◆ **WHAT TO DO**
Gather the lines from the material that contain "picture".

◆ **MATERIAL SHOWN**

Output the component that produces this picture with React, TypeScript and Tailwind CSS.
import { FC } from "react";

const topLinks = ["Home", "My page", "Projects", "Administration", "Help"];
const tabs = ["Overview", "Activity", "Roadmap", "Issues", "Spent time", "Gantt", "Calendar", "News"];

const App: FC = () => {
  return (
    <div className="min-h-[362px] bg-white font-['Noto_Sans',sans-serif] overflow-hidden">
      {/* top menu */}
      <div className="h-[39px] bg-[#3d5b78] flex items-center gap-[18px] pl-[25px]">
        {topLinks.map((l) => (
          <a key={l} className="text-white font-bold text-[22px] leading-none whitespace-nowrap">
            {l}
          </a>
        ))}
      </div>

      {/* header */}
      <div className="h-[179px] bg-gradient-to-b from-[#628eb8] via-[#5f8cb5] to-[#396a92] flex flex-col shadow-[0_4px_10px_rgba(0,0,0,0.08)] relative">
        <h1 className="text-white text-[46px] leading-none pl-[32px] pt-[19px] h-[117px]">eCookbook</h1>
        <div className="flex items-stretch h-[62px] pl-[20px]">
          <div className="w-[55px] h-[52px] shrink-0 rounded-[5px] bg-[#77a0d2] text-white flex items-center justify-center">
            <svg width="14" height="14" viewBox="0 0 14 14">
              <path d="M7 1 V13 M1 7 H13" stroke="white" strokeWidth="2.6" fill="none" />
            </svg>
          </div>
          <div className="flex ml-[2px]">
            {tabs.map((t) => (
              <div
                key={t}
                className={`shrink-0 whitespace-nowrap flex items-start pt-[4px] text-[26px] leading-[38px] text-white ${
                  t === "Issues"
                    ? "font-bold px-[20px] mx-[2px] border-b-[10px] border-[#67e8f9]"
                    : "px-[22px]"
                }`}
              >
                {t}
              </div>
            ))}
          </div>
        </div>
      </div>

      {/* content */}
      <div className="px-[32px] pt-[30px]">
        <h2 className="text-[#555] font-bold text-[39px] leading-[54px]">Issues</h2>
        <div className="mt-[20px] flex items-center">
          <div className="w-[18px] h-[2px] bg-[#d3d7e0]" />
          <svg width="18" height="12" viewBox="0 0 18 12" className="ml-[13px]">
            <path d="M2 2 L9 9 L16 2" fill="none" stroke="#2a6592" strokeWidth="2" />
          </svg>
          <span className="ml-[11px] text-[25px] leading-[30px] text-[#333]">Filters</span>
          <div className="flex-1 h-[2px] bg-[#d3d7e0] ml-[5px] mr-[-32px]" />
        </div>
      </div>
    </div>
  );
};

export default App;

...

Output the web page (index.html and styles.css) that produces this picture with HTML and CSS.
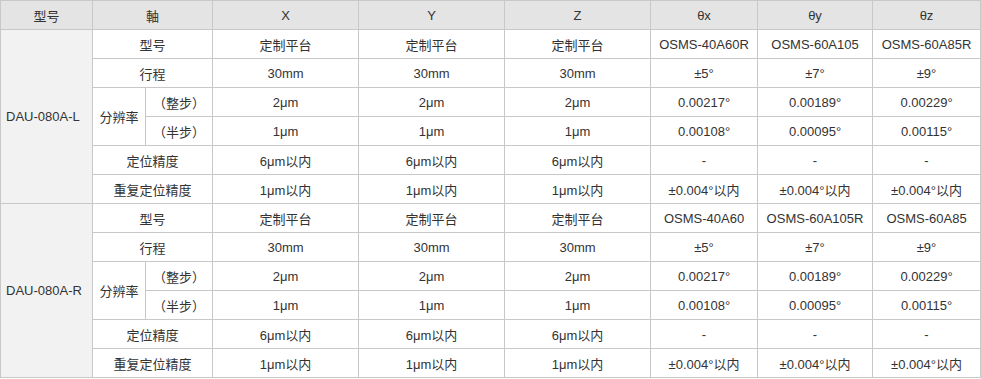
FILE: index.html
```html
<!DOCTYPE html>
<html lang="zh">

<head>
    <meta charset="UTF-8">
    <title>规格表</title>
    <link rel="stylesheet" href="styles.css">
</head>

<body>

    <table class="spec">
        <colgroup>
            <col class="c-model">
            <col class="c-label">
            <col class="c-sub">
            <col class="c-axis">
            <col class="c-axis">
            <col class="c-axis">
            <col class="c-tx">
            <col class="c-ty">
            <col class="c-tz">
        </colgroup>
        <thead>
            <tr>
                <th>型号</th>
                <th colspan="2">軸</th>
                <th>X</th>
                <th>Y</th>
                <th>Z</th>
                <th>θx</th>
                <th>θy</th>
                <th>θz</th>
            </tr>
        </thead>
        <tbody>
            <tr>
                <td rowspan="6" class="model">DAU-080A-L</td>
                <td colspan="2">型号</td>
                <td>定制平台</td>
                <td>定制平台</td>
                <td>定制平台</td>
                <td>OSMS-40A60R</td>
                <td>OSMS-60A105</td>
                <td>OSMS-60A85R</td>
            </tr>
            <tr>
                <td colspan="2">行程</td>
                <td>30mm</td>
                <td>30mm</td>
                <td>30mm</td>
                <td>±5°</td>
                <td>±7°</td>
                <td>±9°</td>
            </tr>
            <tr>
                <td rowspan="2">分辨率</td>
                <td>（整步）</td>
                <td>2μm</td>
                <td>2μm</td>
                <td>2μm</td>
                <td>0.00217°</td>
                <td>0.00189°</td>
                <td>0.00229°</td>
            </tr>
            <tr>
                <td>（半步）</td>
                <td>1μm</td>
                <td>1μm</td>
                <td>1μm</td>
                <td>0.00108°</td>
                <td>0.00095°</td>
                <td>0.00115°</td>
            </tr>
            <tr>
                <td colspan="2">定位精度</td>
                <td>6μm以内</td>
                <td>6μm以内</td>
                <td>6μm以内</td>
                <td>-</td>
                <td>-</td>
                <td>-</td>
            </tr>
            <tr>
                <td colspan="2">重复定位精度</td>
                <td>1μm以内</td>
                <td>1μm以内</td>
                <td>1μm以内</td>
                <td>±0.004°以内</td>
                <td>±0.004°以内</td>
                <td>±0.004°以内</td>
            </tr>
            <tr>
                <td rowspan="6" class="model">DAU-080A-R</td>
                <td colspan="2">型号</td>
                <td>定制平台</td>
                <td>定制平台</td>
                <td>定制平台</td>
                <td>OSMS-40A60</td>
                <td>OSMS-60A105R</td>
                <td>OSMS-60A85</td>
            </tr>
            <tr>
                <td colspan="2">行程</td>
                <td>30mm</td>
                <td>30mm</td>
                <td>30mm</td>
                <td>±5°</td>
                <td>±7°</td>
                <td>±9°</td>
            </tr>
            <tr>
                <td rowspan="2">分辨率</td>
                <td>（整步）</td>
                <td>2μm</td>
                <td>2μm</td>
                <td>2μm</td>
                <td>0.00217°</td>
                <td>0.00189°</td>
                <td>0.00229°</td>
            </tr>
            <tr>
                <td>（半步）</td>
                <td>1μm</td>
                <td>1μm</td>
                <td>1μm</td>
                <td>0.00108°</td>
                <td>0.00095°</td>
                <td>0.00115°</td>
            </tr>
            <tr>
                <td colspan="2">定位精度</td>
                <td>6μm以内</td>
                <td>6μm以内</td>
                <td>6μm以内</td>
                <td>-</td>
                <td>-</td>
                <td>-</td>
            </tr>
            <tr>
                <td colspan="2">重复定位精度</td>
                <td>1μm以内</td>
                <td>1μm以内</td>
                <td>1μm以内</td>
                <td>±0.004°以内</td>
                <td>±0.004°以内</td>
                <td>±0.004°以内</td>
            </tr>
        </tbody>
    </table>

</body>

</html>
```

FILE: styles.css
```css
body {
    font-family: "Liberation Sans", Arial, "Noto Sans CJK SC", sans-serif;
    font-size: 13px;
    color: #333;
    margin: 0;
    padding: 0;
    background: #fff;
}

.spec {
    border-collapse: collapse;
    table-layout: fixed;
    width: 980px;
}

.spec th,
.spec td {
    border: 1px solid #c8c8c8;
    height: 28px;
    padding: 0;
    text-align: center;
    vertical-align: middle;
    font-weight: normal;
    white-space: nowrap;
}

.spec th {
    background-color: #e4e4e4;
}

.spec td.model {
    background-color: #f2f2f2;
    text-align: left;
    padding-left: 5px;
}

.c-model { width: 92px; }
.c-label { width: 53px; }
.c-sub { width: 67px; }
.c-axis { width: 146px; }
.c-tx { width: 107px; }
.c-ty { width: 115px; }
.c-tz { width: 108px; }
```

◆ **SOLVED EXERCISE**
Output the component that produces this picture with React, TypeScript and Tailwind CSS.
Output the web page (index.html and styles.css) that produces this picture with HTML and CSS.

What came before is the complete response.